This project analyzes IMDb movie reviews to classify sentiments as positive or negative. It includes text preprocessing, feature extraction using TF-IDF and CountVectorizer, training Logistic Regression and Naive Bayes classifiers, and visualizing frequent words with WordClouds.
This project performs sentiment analysis on IMDb movie reviews to classify them as positive or negative using machine learning techniques.
- Text preprocessing: cleaning, tokenization, stopwords removal, lemmatization, and stemming
- Feature extraction: TF-IDF and CountVectorizer
- Classification models: Logistic Regression and Naive Bayes
- Evaluation using accuracy and classification reports
- WordCloud visualization of the most frequent positive and negative words
- Python 3.x
- pandas
- nltk
- scikit-learn
- matplotlib
- wordcloud
-
Clone the repository or download the script.
-
Install the required Python packages:
pip install pandas nltk scikit-learn matplotlib wordcloud
- Download necessary NLTK datasets (the script includes this, but you can also run separately):
import nltk
nltk.download('punkt')
nltk.download('stopwords')
nltk.download('wordnet')
nltk.download('averaged_perceptron_tagger')
-
Place the IMDb dataset CSV file (e.g., IMDB Dataset.csv) on your machine.
-
Open the Python script and update the dataset file path in the code:
df = pd.read_csv(r"YOUR_DATASET_FILE_PATH_HERE")

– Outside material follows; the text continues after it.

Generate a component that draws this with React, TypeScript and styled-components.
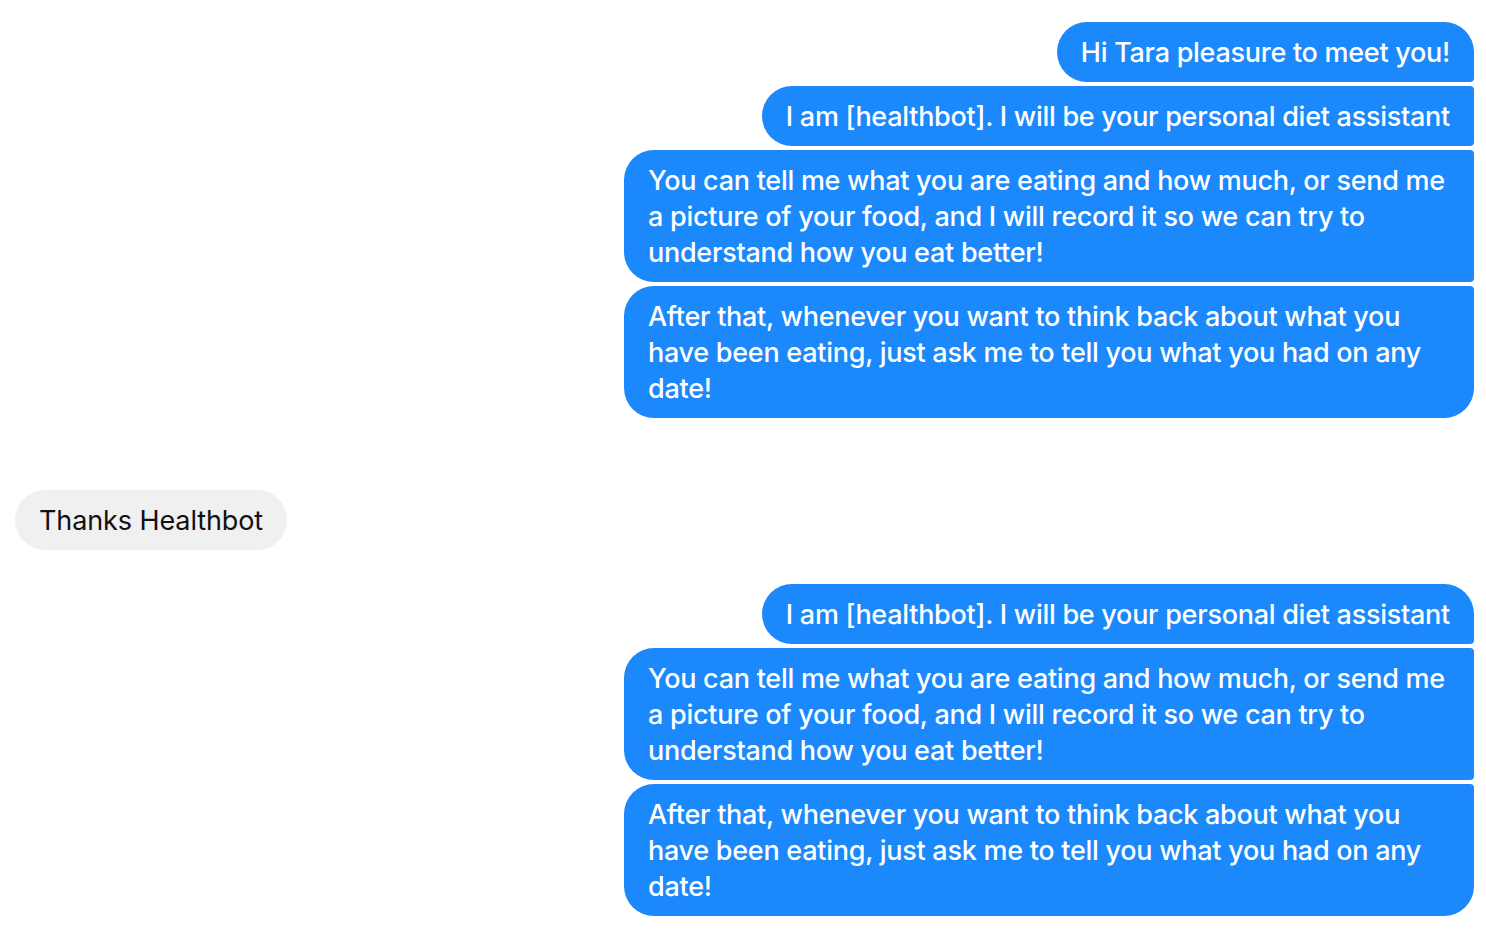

- Run the script. It will:
- Preprocess the reviews
- Vectorize text using TF-IDF and CountVectorizer
- Train Logistic Regression and Naive Bayes classifiers
- Output accuracy and classification reports
- Generate WordCloud visualizations for positive and negative reviews
- Make sure the file path to the dataset matches the location on your computer.
- You can adjust vectorizer parameters or classifiers as needed for experimentation.
This project is open source and available under the MIT License.